I don’t bother to score mine and make them into nice cracker shapes. I simply break them apart after. You could score them when they’re partially dehydrated so that they break apart into perfect cracker shapes instead.

Cheese Sauce

This sauce is basically the above cheese cracker recipe, but before it’s dehydrated. I like to mix this with rice pasta for “mac & cheese”. You could also use it in place of a cheesy white sauce in any casserole type recipe. It’s so simple to whip up in the dehydrator, so it is a handy recipes for quick meals.

Another great way to make a “cheese” sauce is to use the sauce from the Dijon Scalloped Potatoes below. It’s not exactly cheesy, but it will substitute fairly well. You can omit the onions if you want it to pour over veggies, like cauliflower or broccoli. Adding some brewer’s yeast flakes to the sauce will enhance the cheese flavor, as will a bit of extra salt.

Dijon Scalloped Potatoes

I fell in love with this recipe when we were first married. It’s from a vegan cookbook, How It All Vegan.
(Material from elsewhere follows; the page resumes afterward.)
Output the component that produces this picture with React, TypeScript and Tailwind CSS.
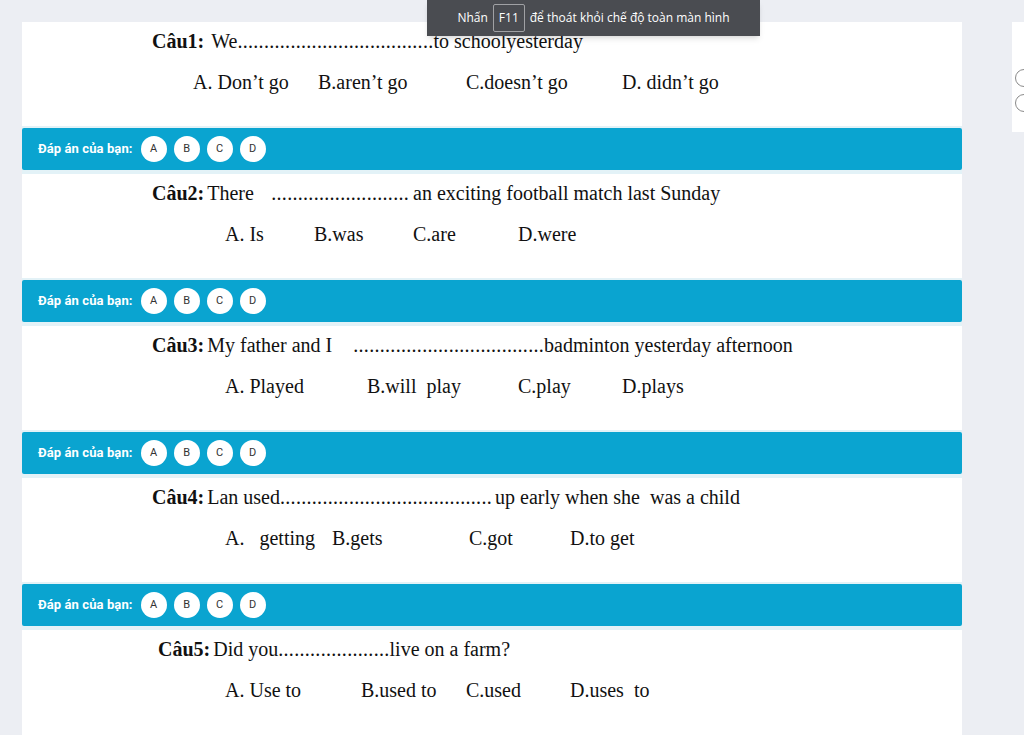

Though I’m certainly no vegan (I’m pretty sure I’m the exact opposite of a vegan!), I really do enjoy a good vegetarian/vegan cookbook because they have so many wonderful recipes that use vegetables, beans and legumes, etc. in creative and delicious ways.

No, it’s not exactly like typical scalloped potatoes smothered in a creamy sauce with melted cheese, but it really tastes pretty good. I’ve served it to guests many times and everyone always seems to truly enjoy it.

Potato Cheese

So I haven’t actually tried this one yet, but I’m eager to! It’s listed under the Fermented Vegetable section in Nourishing Traditions. It is basically fermented mashed potatoes, or so it seems. It is from a frugal housewives handbook from the 1800’s.

It sounds fascinating. And I honestly have no idea if we’ll like it. But hey… we like potatoes. And cheese. So why not potatoes that taste sort of cheesy? Has anybody actually tried this recipe?

This certainly isn’t an exhaustive list of dairy alternatives, but these are some that make being dairy-free a whole lot easier. We are learning that there are plenty of great options for meals and snacks without dairy products, if we’re willing to be just a little bit creative!

What are some dairy alternatives that your family enjoys? Any recipes to share with us?